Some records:
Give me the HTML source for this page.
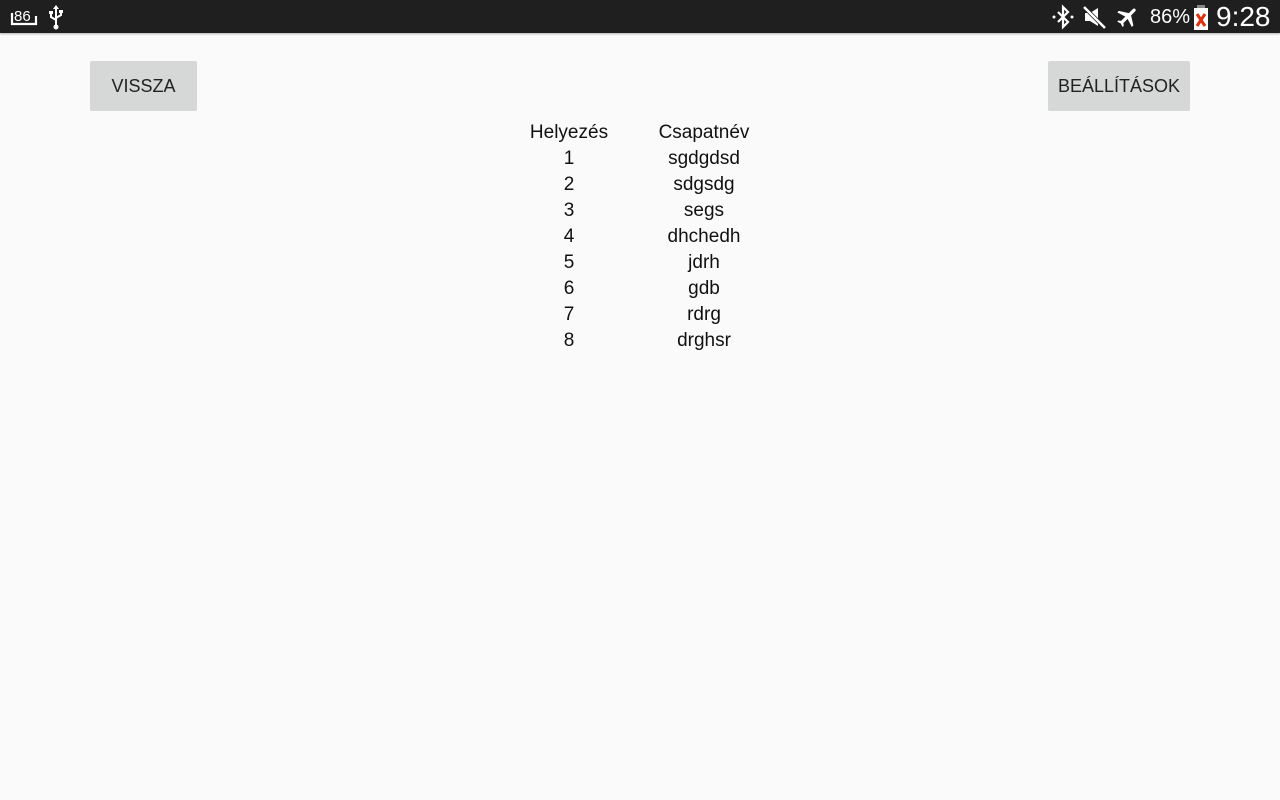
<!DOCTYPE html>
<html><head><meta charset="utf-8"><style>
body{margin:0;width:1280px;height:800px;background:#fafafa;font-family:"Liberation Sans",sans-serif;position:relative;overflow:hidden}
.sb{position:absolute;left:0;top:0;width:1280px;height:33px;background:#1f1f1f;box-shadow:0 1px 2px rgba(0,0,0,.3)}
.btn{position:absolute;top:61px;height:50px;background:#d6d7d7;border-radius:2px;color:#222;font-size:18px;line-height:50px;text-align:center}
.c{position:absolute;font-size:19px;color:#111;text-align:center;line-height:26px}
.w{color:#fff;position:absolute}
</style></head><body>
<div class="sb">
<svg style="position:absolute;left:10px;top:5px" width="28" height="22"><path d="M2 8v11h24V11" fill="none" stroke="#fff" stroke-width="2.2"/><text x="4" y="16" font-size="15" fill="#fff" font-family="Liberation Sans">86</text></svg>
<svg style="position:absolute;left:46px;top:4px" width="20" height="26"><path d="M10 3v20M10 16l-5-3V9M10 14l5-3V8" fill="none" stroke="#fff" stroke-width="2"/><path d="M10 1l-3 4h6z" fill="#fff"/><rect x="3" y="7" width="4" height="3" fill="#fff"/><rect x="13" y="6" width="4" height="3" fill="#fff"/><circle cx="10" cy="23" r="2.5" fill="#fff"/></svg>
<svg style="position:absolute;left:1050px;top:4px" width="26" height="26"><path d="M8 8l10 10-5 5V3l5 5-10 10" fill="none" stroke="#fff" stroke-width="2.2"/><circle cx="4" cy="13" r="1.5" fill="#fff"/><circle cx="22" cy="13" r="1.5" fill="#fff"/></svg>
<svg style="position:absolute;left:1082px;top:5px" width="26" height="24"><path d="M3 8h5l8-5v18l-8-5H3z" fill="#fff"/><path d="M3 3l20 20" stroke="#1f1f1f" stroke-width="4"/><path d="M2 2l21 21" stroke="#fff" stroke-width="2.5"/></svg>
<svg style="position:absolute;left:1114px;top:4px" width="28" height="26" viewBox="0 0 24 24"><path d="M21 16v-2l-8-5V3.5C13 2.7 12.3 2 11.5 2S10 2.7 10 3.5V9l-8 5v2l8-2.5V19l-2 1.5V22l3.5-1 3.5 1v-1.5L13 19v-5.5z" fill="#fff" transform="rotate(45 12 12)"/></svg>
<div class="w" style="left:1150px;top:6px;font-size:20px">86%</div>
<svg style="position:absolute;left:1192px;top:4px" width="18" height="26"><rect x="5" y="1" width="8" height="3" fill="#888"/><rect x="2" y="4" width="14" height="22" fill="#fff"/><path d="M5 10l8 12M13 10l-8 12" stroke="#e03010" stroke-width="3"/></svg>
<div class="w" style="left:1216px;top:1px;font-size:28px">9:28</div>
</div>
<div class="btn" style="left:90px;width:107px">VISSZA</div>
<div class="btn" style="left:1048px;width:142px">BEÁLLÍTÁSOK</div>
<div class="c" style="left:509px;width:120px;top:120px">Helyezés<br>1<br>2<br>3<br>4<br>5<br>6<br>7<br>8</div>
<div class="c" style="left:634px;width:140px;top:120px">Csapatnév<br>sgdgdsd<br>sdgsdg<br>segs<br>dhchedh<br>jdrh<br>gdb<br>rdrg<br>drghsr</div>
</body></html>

* * *

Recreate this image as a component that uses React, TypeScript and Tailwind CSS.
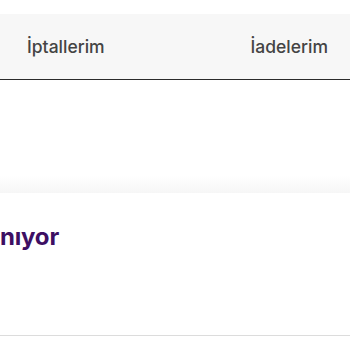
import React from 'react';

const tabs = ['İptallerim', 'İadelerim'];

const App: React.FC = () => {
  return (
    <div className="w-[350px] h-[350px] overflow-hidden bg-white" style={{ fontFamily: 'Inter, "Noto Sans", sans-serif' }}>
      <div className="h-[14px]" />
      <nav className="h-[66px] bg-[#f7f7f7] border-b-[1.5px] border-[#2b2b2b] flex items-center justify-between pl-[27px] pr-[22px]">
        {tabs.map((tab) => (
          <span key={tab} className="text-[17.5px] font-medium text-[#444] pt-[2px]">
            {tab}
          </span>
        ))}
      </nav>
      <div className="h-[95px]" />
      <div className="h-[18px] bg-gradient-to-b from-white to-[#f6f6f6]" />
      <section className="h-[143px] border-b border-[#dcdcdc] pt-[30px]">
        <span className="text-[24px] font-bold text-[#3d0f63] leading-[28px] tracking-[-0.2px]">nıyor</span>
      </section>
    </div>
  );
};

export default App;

▸ WHAT IS REQUIRED
Repeat the lines above exactly, beginning with the one containing "Recreate this image" and finishing with the one containing "const tabs = ['İptallerim', 'İadelerim'];". No pictures belong in the copy.

▸ WORKED SOLUTION
Recreate this image as a component that uses React, TypeScript and Tailwind CSS.
import React from 'react';

const tabs = ['İptallerim', 'İadelerim'];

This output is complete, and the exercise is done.